Progress was consistently, albeit slowly, made towards a free trade and investment regime in APEC economies through economic cooperation until the international community was stunned by the catastrophe of the September 11, 2001 terrorist attack. When APEC leaders met in Shanghai in November 2001, the first counter-terrorism statement was issued. While a trade facilitation action plan to reduce transaction costs was adopted in Los Cabos, Mexico in 2002, the Bogor Goals were already beginning to be overshadowed by a more forceful second counter-terrorism statement. The declaration also underscored the need for APEC to support the Doha round of WTO negotiations.

At the 2003 Bangkok Summit, counter-terrorism and other security issues began to dominate the agenda with explicit acknowledgement that counter-terrorism is a complementary mission to the Bogor Goals. The declaration also affirmed the primacy of WTO multilateral trade negotiations.

Right before the beginning of the 2004 Summit in Santiago, the Indonesian Coordinating Minister for Economic Affairs was quoted as saying that “E” in APEC stands for “economic”, rightly implying that economic cooperation would be the main item in the summit agenda. However, a review of the declaration would reveal that realisation of the Bogor Goals was given only scant attention in favour of anti-terrorism, proliferation of weapons of mass destruction, and other security issues. The proposed study by the private business sector on how progress towards realising the Bogor Goals might be accelerated was at best greeted with a lukewarm welcome. In addition, it would seem that APEC leaders are now looking more at WTO negotiations as the primary instrument for removing barriers to trade and investment flows.
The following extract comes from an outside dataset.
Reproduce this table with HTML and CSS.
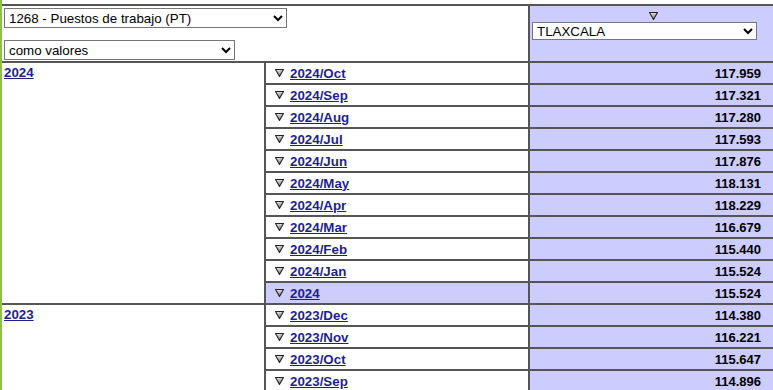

Counter-terrorism, proliferation of weapons of mass destruction, and other security issues are very important, urgent and critical issues that need to be addressed by the international community. However, APEC does not seem to be the appropriate forum for dealing with them. The statement that comes out at the end of its annual summit is even called “Economic Leaders Declaration”.  APEC might as well be renamed APSC – Asia Pacific Security Cooperation.